Archery Safety Measures: How to Handle the Weapon Safely

Today we saw another gruesome reminder of how dangerous the game of hybrid archery has become; the man seen on news today still had the arrow struck on his skull. God knows how he survived to see another day. He was among the luckiest few victims, while there were many who weren’t as fortunate.

In Bhutan, if we had statistics, we might find that arrows have killed more people than tigers, bears and leopards put together. In fact, once not very long ago, one arrow hit a member of parliament, as if to ask for intervention from the house.

If we check through newspapers and hospital records we won’t believe the amounted invested in evacuating and treating people hit by arrows. Only recently I remember two incidences where helicopters had to be deployed to evacuate the victims.

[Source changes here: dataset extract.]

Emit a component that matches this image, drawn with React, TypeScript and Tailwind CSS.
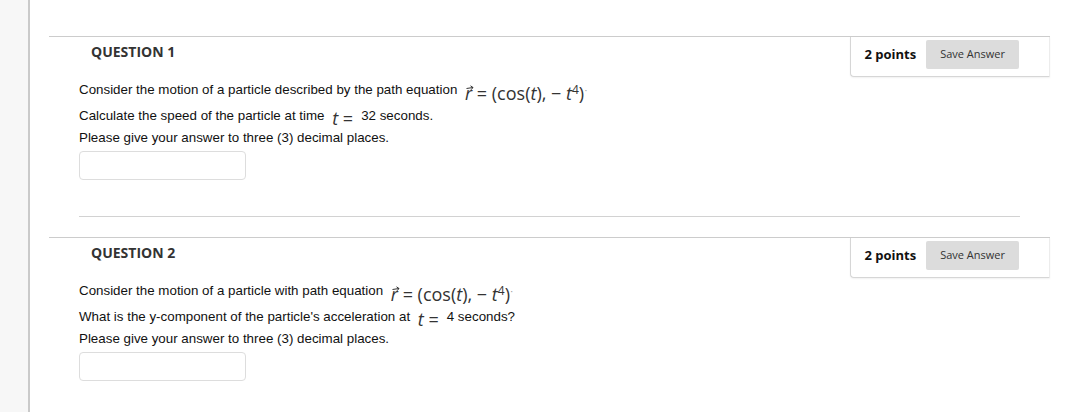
import type { ReactNode } from 'react';

function Vec() {
    return (
        <span className="relative inline-block italic">
            r
            <svg
                className="absolute left-[1px] top-[1px]"
                width="8"
                height="6"
                viewBox="0 0 8 6"
                fill="none"
                stroke="#333"
                strokeWidth="1"
            >
                <path d="M0.5 3.5 L7 2.5 M4.5 0.8 L7 2.5 L5 4.8" />
            </svg>
        </span>
    );
}

function PathEq() {
    return (
        <>
            <span className="ml-[4px] inline-block font-['Open_Sans',sans-serif] text-[18px] text-[#333] leading-none align-[-6px]">
                <Vec /> = (cos(<span className="italic">t</span>), − <span className="italic">t</span>
                <sup className="text-[12px]">4</sup>)
            </span>
            <span className="text-[#999] text-[10px]">·</span>
        </>
    );
}

function TEq() {
    return (
        <span className="ml-[4px] mr-[8px] inline-block font-['Open_Sans',sans-serif] text-[18px] text-[#333] leading-none align-[-5px]">
            <span className="italic">t</span> =
        </span>
    );
}

interface QuestionProps {
    number: number;
    line1: ReactNode;
    line2: ReactNode;
}

function Question({ number, line1, line2 }: QuestionProps) {
    return (
        <div className="border-t border-[#cccccc]">
            {/* header */}
            <div className="flex h-[40px]">
                <h2 className="pl-[42px] pt-[5px] text-[14px] leading-[19px] font-bold text-[#333] font-['Open_Sans',sans-serif]">
                    QUESTION {number}
                </h2>
                <div className="ml-auto flex items-start h-[40px] pl-[13px] pr-[30px] pt-[3px] bg-white border border-t-0 border-[#d6d6d6] border-r-[#ececec] rounded-bl-[4px] shadow-[0_1px_2px_rgba(0,0,0,0.06)]">
                    <div className="flex items-center gap-[10px] h-[29px]">
                        <span className="text-[13px] font-bold text-[#111] font-['Open_Sans',sans-serif]">2 points</span>
                        <button className="h-[29px] px-[14px] bg-[#dcdcdc] text-[11px] text-[#333] font-['Open_Sans',sans-serif] rounded-[2px]">
                            Save Answer
                        </button>
                    </div>
                </div>
            </div>

            {/* body */}
            <div className="pl-[30px] pr-[30px] pt-[2px] text-[13.35px] text-[#111] font-['Liberation_Sans',Arial,sans-serif]">
                <div className="h-[22px] leading-[22px] whitespace-nowrap">{line1}</div>
                <div className="mt-[4px] h-[22px] leading-[22px] whitespace-nowrap">{line2}</div>
                <div className="h-[22px] leading-[22px]">Please give your answer to three (3) decimal places.</div>
                <input
                    type="text"
                    className="mt-[2px] block w-[167px] h-[29px] bg-white border border-[#dddddd] rounded-[4px] outline-none"
                />
                <div className="mt-[36px] border-t border-[#d2d2d2]" />
            </div>
        </div>
    );
}

export default function App() {
    return (
        <div className="flex min-h-[412px] bg-white">
            <div className="w-[30px] shrink-0 bg-[#f7f7f7] border-r-2 border-[#cacaca]" />
            <div className="flex-1 pl-[19px] pr-[20px] pt-[36px]">
                <Question
                    number={1}
                    line1={<>Consider the motion of a particle described by the path equation <PathEq /></>}
                    line2={<>Calculate the speed of the particle at time <TEq />32 seconds.</>}
                />
                <div className="mt-[20px]">
                    <Question
                        number={2}
                        line1={<>Consider the motion of a particle with path equation <PathEq /></>}
                        line2={<>What is the y-component of the particle's acceleration at <TEq />4 seconds?</>}
                    />
                </div>
            </div>
        </div>
    );
}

It’s time to acknowledge that the hybrid archery played with foreign hunting weapons is not only dangerous but also economically and socially damaging. First of all this new game has threatened and totally confused the very identity and existence of our national game. The next generation of Bhutanese children will not even know that we had an indigenous game called archery. But I am not going to discuss much about its cultural, social, and economical impacts, which can be a huge subject all together.

Let’s just look at the safety issues of the game. We know that the gaming equipment are imported weapons, which anyone with money can use without even looking at the experience of the user. The archery playing fields have no significant safety measures in place, though it attracts huge crowd during tournaments. Most archery playing fields are located dangerously in public places.

In Paro there are incidences of stray arrows hitting people walking in the town, in Thimphu Changlimithang if an arrow goes astray it can hit a footballer and you know how archery field occupies similar dangerous locations across the country. To make it worse, anyone with a set of the gaming weapons can play in these critical locations.

What safety measure can be taken to avoid mishaps in this lethal game?

Relocate Archery playing fields away from populated areas. Make it mandatory for all archery fields to have standard safety pavilions for spectators. Since the equipment is a weapon, the owner must have a license to own it. The arms license should be issued after thorough background check. No person with drinking history should be given the license. Apart from owner license, there should be a pass, which certifies a person to play. Like the driving license, if you aren’t experienced enough you should play in remote fields and not in public grounds. Alcohol should be banned from archery fields and defaulters should be rid of their playing pass. The tournament organizers should be held accountable for any mishaps during the tournament. Encourage private playing fields with lighting so that amateur players can practice at night.

My suggestions might sound a little crazy for the moment but considering the craziness of the games itself they are only reasonable. In fact total restriction should be imposed on import of such weapons, because we never know when it will be used beyond the gaming fields. It’s during of import of such goods that we have to make tough decisions.